While not as elegant as differential privacy, this definition also has some good properties. We can show that we can get graceful decay of privacy for two trajectories of the same person from different time intervals — which is analogous to what is called parallel composition in the privacy literature. We also show that there is some robustness to side information. Details are in our paper.
Example of how CIP maintains high uncertainty at secret locations (times). Left: a real location trace unknowningly collected from an NYC mayoral staff member by apps on their phone. The red dots indicate sensitive locations. Middle: demonstration of how Geoindistinguishability (adding independent isotropic gaussian noise to each location, as in the red trace) allows for high certainty of true location by correlation. The green envelope shows the posterior uncertainty of a Bayesian adversary with a Gaussian process prior (a GP adversary). Right: demonstration of how a CIP mechanism efficiently thwarts the same adversary's posterior at sensitive locations, given the same utility budget. The mechanism achieves this by both concentrating the noise budget near sensitive locations and by strategically correlating noise added.
Related Work
It is worth noting that we are in no way the first to attempt to offer meaningful location privacy. However, our method is distinguished in that it works in a continuous spatiotemporal domain, offers local privacy within a radius $r$ for sensitive locations, and has a semantically meaningful inferential guarantee. A mechanism offered by Bindschaedler & Shokri releases synthesized traces satisfying the notion of plausible deniability, but this is distinctly different from providing a radius of privacy in the local setting, as we do. Meanwhile, the frameworks proposed by Xiao & Xiong (2015) and Cao et al. (2019) nicely characterize the risk of inference in location traces, but use only first-order Markov models of correlation between points, do not offer a radius of indistinguishability as in this work, and are not suited to continuous-valued spatiotemporal traces.
Results
With the definition in place, we can now measure the privacy loss of different mechanisms. The most basic mechanism is to add zero-mean isotropic Gaussian noise with equal standard deviation to every location in the trace and publish the result; if the added noise has standard deviation $\sigma$, then we can calculate the privacy loss under CIP, as well as the mean square error utility. If a certain utility is desired, we can calibrate $\sigma$ to it and obtain a certain privacy loss.

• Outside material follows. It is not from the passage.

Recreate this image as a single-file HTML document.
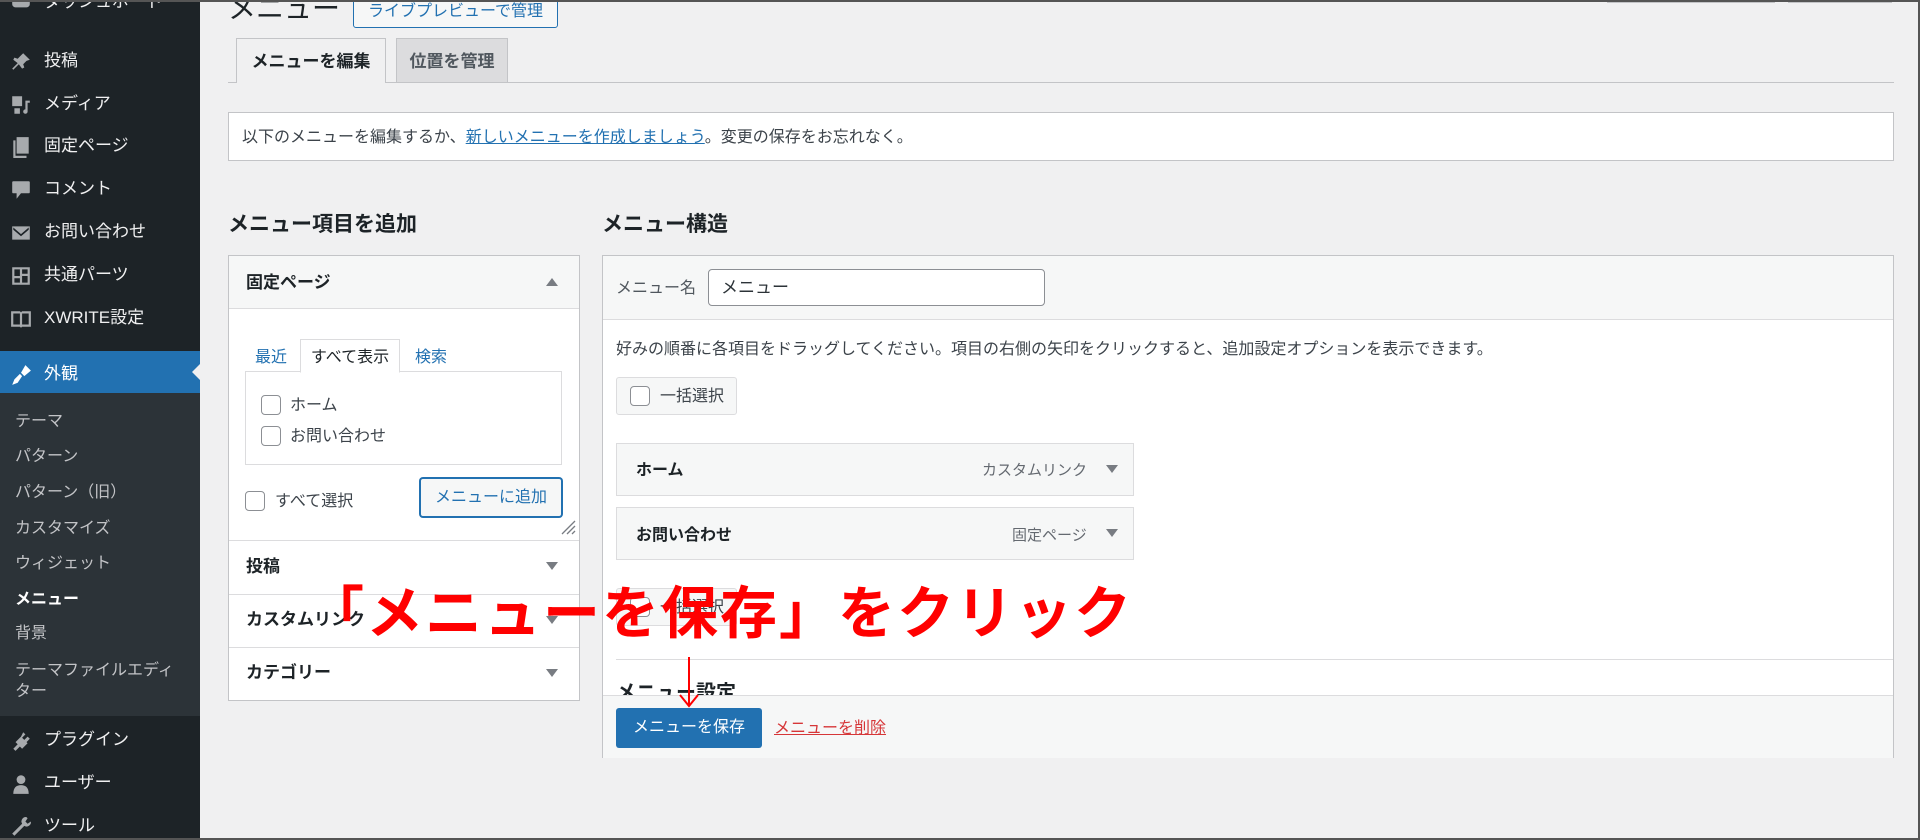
<!DOCTYPE html>
<html><head><meta charset="utf-8"><style>
*{box-sizing:border-box;margin:0;padding:0}
body{width:1920px;height:840px;overflow:hidden;background:#f0f0f1;font-family:"Liberation Sans","Noto Sans CJK JP",sans-serif;color:#1d2327;position:relative}
.abs{position:absolute}
#side{left:0;top:0;width:200px;height:840px;background:#1d2327}
.mi{position:absolute;left:0;width:200px;color:#f0f0f1;font-size:17px;line-height:20px}
.mi .t{position:absolute;left:44px;white-space:nowrap}
.ic{position:absolute;left:10px;width:22px;height:22px;fill:#a7aaad}
.sub{position:absolute;left:15px;color:#c3c4c7;font-size:16px;white-space:nowrap;line-height:20px}
.box{position:absolute;background:#fff;border:1px solid #c3c4c7}
.cb{position:absolute;width:20px;height:20px;border:1px solid #8c8f94;border-radius:4px;background:#fff}
.tri{position:absolute;width:0;height:0;border-left:6px solid transparent;border-right:6px solid transparent}
.dn{border-top:8px solid #787c82}.up{border-bottom:8px solid #787c82}
.b{font-weight:bold}
</style></head><body>
<div id="side" class="abs">
  <div class="mi" style="top:-8px"><svg class="ic" viewBox="0 0 20 20" style="top:0"><rect x="2" y="4" width="16" height="10" rx="3"/></svg><span class="t" style="top:0">ダッシュボード</span></div>
  <div class="mi" style="top:51px"><svg class="ic" viewBox="0 0 20 20"><path d="M12 2l6 6-3 1-3 3 1 3-2 1-3-4-5 5-1-1 5-5-4-3 1-2 3 1 3-3z"/></svg><span class="t">投稿</span></div>
  <div class="mi" style="top:94px"><svg class="ic" viewBox="0 0 20 20"><path d="M2 2h9v9H2zM13 6h5v2h-2v8a2 2 0 1 1-2-2V6zM4 13h5v5H4z"/></svg><span class="t">メディア</span></div>
  <div class="mi" style="top:136px"><svg class="ic" viewBox="0 0 20 20"><path d="M6 1h11v15H6zM3 4h2v14h10v2H3z"/></svg><span class="t">固定ページ</span></div>
  <div class="mi" style="top:179px"><svg class="ic" viewBox="0 0 20 20"><path d="M3 2h14a1 1 0 0 1 1 1v9a1 1 0 0 1-1 1h-7l-4 5v-5H3a1 1 0 0 1-1-1V3a1 1 0 0 1 1-1z"/></svg><span class="t">コメント</span></div>
  <div class="mi" style="top:222px"><svg class="ic" viewBox="0 0 20 20"><path d="M2 4h16v12H2zM3 5l7 6 7-6v2l-7 6-7-6z" fill-rule="evenodd"/></svg><span class="t">お問い合わせ</span></div>
  <div class="mi" style="top:265px"><svg class="ic" viewBox="0 0 20 20"><path d="M2 2h16v16H2zM4 4v6h5V4zm7 0v4h5V4zm0 6v6h5v-6zM4 12v4h5v-4z" fill-rule="evenodd"/></svg><span class="t">共通パーツ</span></div>
  <div class="mi" style="top:308px"><svg class="ic" viewBox="0 0 20 20"><path d="M1 3h8l1 1 1-1h8v14h-8l-1 1-1-1H1zM3 5v10h6V5zm8 0v10h6V5z" fill-rule="evenodd"/></svg><span class="t">XWRITE設定</span></div>
  <div class="abs" style="left:0;top:351px;width:200px;height:42px;background:#2271b1"></div>
  <div class="abs" style="left:192px;top:364px;border-right:8px solid #f0f0f1;border-top:8px solid transparent;border-bottom:8px solid transparent"></div>
  <div class="mi" style="top:364px;color:#fff"><svg class="ic" viewBox="0 0 20 20" style="fill:#fff"><path d="M14 1l5 5-6 5-3-3zM9 9l2 2-4 6-5 2 2-5z"/></svg><span class="t">外観</span></div>
  <div class="abs" style="left:0;top:393px;width:200px;height:323px;background:#2c3338"></div>
  <div class="sub" style="top:412px">テーマ</div>
  <div class="sub" style="top:447px">パターン</div>
  <div class="sub" style="top:483px">パターン（旧）</div>
  <div class="sub" style="top:519px">カスタマイズ</div>
  <div class="sub" style="top:554px">ウィジェット</div>
  <div class="sub b" style="top:590px;color:#fff">メニュー</div>
  <div class="sub" style="top:624px">背景</div>
  <div class="sub" style="top:661px">テーマファイルエディ</div>
  <div class="sub" style="top:682px">ター</div>
  <div class="mi" style="top:730px"><svg class="ic" viewBox="0 0 20 20"><path d="M12 2l2 2-3 3 2 2 3-3 2 2-3 3 1 1-5 5-2-2-4 4-2-2 4-4-2-2 5-5z"/></svg><span class="t">プラグイン</span></div>
  <div class="mi" style="top:773px"><svg class="ic" viewBox="0 0 20 20"><circle cx="10" cy="6" r="4"/><path d="M3 19c0-6 3-8 7-8s7 2 7 8z"/></svg><span class="t">ユーザー</span></div>
  <div class="mi" style="top:816px"><svg class="ic" viewBox="0 0 20 20"><path d="M15 1a4 4 0 0 0-4 6L2 16l2 2 9-9a4 4 0 0 0 6-4l-3 2-2-2 2-3z"/></svg><span class="t">ツール</span></div>
</div>

<div class="abs" style="left:228px;top:-11px;font-size:28px;color:#1d2327;line-height:40px">メニュー</div>
<div class="abs" style="left:353px;top:-4px;width:205px;height:32px;border:1px solid #2271b1;border-radius:3px;background:#f6f7f7;color:#2271b1;font-size:16px;line-height:30px;text-align:center">ライブプレビューで管理</div>
<div class="abs" style="left:1607px;top:-10px;width:168px;height:13px;border:1px solid #c3c4c7;background:#fff"></div>
<div class="abs" style="left:1788px;top:-10px;width:104px;height:13px;border:1px solid #c3c4c7;background:#fff"></div>
<div class="abs" style="left:228px;top:82px;width:1666px;height:1px;background:#c3c4c7"></div>
<div class="abs b" style="left:236px;top:38px;width:150px;height:45px;border:1px solid #c3c4c7;border-bottom:none;background:#f0f0f1;font-size:17px;line-height:46px;text-align:center">メニューを編集</div>
<div class="abs b" style="left:396px;top:38px;width:112px;height:44px;border:1px solid #c3c4c7;border-bottom:none;background:#dcdcde;color:#50575e;font-size:17px;line-height:46px;text-align:center">位置を管理</div>

<div class="box" style="left:228px;top:112px;width:1666px;height:49px;font-size:16px;line-height:50px;padding-left:13px;color:#3c434a">以下のメニューを編集するか、<span style="color:#2271b1;text-decoration:underline">新しいメニューを作成しましょう</span>。変更の保存をお忘れなく。</div>

<div class="abs b" style="left:228px;top:211px;font-size:21px;line-height:28px">メニュー項目を追加</div>
<div class="abs b" style="left:602px;top:211px;font-size:21px;line-height:28px">メニュー構造</div>

<div class="box" style="left:228px;top:255px;width:352px;height:446px"></div>
<div class="abs" style="left:229px;top:256px;width:350px;height:53px;background:#f6f7f7;border-bottom:1px solid #dcdcde"></div>
<div class="abs b" style="left:246px;top:271px;font-size:17px;line-height:24px">固定ページ</div>
<div class="tri up" style="left:546px;top:278px"></div>
<div class="abs" style="left:255px;top:348px;font-size:16px;color:#2271b1;line-height:20px">最近</div>
<div class="abs" style="left:300px;top:339px;width:100px;height:34px;border:1px solid #dcdcde;border-bottom:1px solid #fff;background:#fff;font-size:16px;line-height:36px;text-align:center;z-index:2">すべて表示</div>
<div class="abs" style="left:415px;top:348px;font-size:16px;color:#2271b1;line-height:20px">検索</div>
<div class="abs" style="left:245px;top:371px;width:317px;height:94px;border:1px solid #dcdcde;background:#fff"></div>
<div class="cb" style="left:261px;top:395px"></div><div class="abs" style="left:290px;top:396px;font-size:16px;color:#3c434a;line-height:20px">ホーム</div>
<div class="cb" style="left:261px;top:426px"></div><div class="abs" style="left:290px;top:427px;font-size:16px;color:#3c434a;line-height:20px">お問い合わせ</div>
<div class="cb" style="left:245px;top:491px"></div><div class="abs" style="left:275px;top:492px;font-size:16px;color:#3c434a;line-height:20px">すべて選択</div>
<div class="abs" style="left:420px;top:478px;width:142px;height:39px;border:1px solid #2271b1;border-radius:3px;background:#f6f7f7;box-shadow:0 0 0 1px #2271b1;color:#2271b1;font-size:16px;line-height:38px;text-align:center">メニューに追加</div>
<svg class="abs" style="left:560px;top:519px" width="16" height="16"><path d="M15 2L2 15M15 7L7 15M15 12L12 15" stroke="#787c82" stroke-width="1.3"/></svg>
<div class="abs" style="left:229px;top:540px;width:350px;height:1px;background:#dcdcde"></div>
<div class="abs b" style="left:246px;top:555px;font-size:17px;line-height:24px">投稿</div><div class="tri dn" style="left:546px;top:562px"></div>
<div class="abs" style="left:229px;top:594px;width:350px;height:1px;background:#dcdcde"></div>
<div class="abs b" style="left:246px;top:608px;font-size:17px;line-height:24px">カスタムリンク</div><div class="tri dn" style="left:546px;top:616px"></div>
<div class="abs" style="left:229px;top:647px;width:350px;height:1px;background:#dcdcde"></div>
<div class="abs b" style="left:246px;top:661px;font-size:17px;line-height:24px">カテゴリー</div><div class="tri dn" style="left:546px;top:669px"></div>

<div class="box" style="left:602px;top:255px;width:1292px;height:503px;border-bottom:none"></div>
<div class="abs" style="left:603px;top:256px;width:1290px;height:64px;background:#f6f7f7;border-bottom:1px solid #dcdcde"></div>
<div class="abs" style="left:616px;top:279px;font-size:16px;color:#50575e;line-height:20px">メニュー名</div>
<div class="abs" style="left:708px;top:269px;width:337px;height:37px;border:1px solid #8c8f94;border-radius:4px;background:#fff;font-size:17px;line-height:35px;padding-left:12px;color:#2c3338">メニュー</div>
<div class="abs" style="left:616px;top:340px;font-size:16px;color:#3c434a;line-height:20px">好みの順番に各項目をドラッグしてください。項目の右側の矢印をクリックすると、追加設定オプションを表示できます。</div>
<div class="abs" style="left:616px;top:377px;width:121px;height:38px;border:1px solid #dcdcde;border-radius:3px;background:#f6f7f7"></div>
<div class="cb" style="left:630px;top:386px"></div><div class="abs" style="left:660px;top:387px;font-size:16px;color:#3c434a;line-height:20px">一括選択</div>
<div class="abs" style="left:616px;top:443px;width:518px;height:53px;border:1px solid #dcdcde;background:#f6f7f7"></div>
<div class="abs b" style="left:636px;top:461px;font-size:16px;line-height:20px">ホーム</div>
<div class="abs" style="left:982px;top:461px;font-size:15px;color:#646970;line-height:20px">カスタムリンク</div><div class="tri dn" style="left:1106px;top:465px"></div>
<div class="abs" style="left:616px;top:507px;width:518px;height:53px;border:1px solid #dcdcde;background:#f6f7f7"></div>
<div class="abs b" style="left:636px;top:526px;font-size:16px;line-height:20px">お問い合わせ</div>
<div class="abs" style="left:1012px;top:526px;font-size:15px;color:#646970;line-height:20px">固定ページ</div><div class="tri dn" style="left:1106px;top:529px"></div>
<div class="abs" style="left:616px;top:588px;width:121px;height:38px;border:1px solid #dcdcde;border-radius:3px;background:#f6f7f7"></div>
<div class="cb" style="left:630px;top:597px"></div><div class="abs" style="left:660px;top:598px;font-size:16px;color:#3c434a;line-height:20px">一括選択</div>
<div class="abs" style="left:616px;top:659px;width:1277px;height:1px;background:#dcdcde"></div>
<div class="abs b" style="left:616px;top:680px;font-size:20px;line-height:26px">メニュー設定</div>
<div class="abs" style="left:603px;top:695px;width:1290px;height:63px;background:#f6f7f7;border-top:1px solid #dcdcde"></div>
<div class="abs" style="left:616px;top:708px;width:146px;height:40px;background:#2271b1;border-radius:3px;color:#fff;font-size:16px;line-height:40px;text-align:center">メニューを保存</div>
<div class="abs" style="left:774px;top:719px;font-size:16px;color:#d63638;text-decoration:underline;line-height:20px">メニューを削除</div>

<div class="abs b" style="left:307px;top:574px;font-size:57px;line-height:70px;color:#ff0000;white-space:nowrap;letter-spacing:2px;font-family:'Noto Sans CJK JP',sans-serif">「メニューを保存」をクリック</div>
<div class="abs" style="left:688px;top:657px;width:2px;height:48px;background:#ff0000"></div>
<svg class="abs" style="left:679px;top:694px" width="20" height="14"><path d="M1 1L10 12L19 1" stroke="#ff0000" stroke-width="2" fill="none"/></svg>

<div class="abs" style="left:0;top:0;width:1920px;height:840px;border:2px solid #555;border-left:none;pointer-events:none"></div>
</body></html>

A more sophisticated mechanism is to add zero-mean Gaussian noise with different covariances to locations at different time points. It turns out that we can choose the covariances to minimize privacy loss for a given utility, and this can be done by solving a Semi-Definite Program. The derivation and more details are in our paper.
We provide below a snap-shot of what our results look like. On the x-axis, we are plotting a measure of how correlated our prior is. If the prior is highly correlated, then it is easy to leak privacy for mechanisms that add noise — and hence correlated priors are worse for privacy. On the y-axis, we are plotting the posterior confidence interval size of the adversary — higher means higher privacy. Both mechanisms are calibrated to the same mean-square error, and hence the privacy-utility tradeoff is better if the y-axis is higher. From the figure, we see that our SDP-based mechanism does lead to a better privacy-utility tradeoff, and as expected, privacy offered declines as the correlations grow worse.
Our inferentially private mechanism (blue line) maintains higher posterior uncertainty for a Bayesian adversary with a Gaussian process prior (a GP adversary) as compared to two Geoindistinguishability-based baselines (orange and green). The x-axis indicates the degree of correlation anticipated by the GP adversary. The left panel shows the posterior uncertainty for a single basic secret. The middle panel shows uncertainty for a compound secret. The right panel shows posterior uncertainty when we design our mechanism to maintain privacy at every location (all basic secrets). The gray window shows a range of realistic degrees of dependence (correlation) gathered from human mobility data.
Examples of the noise covariance chosen by our mechanism: Each frame is a covariance matrix optimized by our SDP mechanism to thwart inference at either a single location basic secret or a compound secret of two locations. Noise drawn from a multivariate normal with this covariance is added along the 50 point trace. The two frames on the left show covariance chosen to thwart a GP prior with an RBF kernel. The two frames on the right show covariance chosen to thwart a GP prior with a periodic kernel.
Conclusion
In conclusion, we take a stab at a long-standing challenge in offering location privacy — temporal correlations — and we provide a way to model them cleanly and flexibly through Gaussian Process priors. This gives us a way to quantify the privacy loss for correlated location trajectories and devise new mechanisms for sanitizing them. Our experiments show that our mechanisms offer better privacy-accuracy tradeoffs than standard baselines.
There are many open problems, particularly in the space of mechanism design. Can we improve the privacy-utility tradeoff offered by our mechanisms through other means, such as subsampling the traces or interpolation? Can we make our definition and our methods more robust to side information? Finally, location traces are only one example of correlated and structured data; a remaining challenge is to build upon the methodology developed here to design privacy frameworks for more complex and structured data.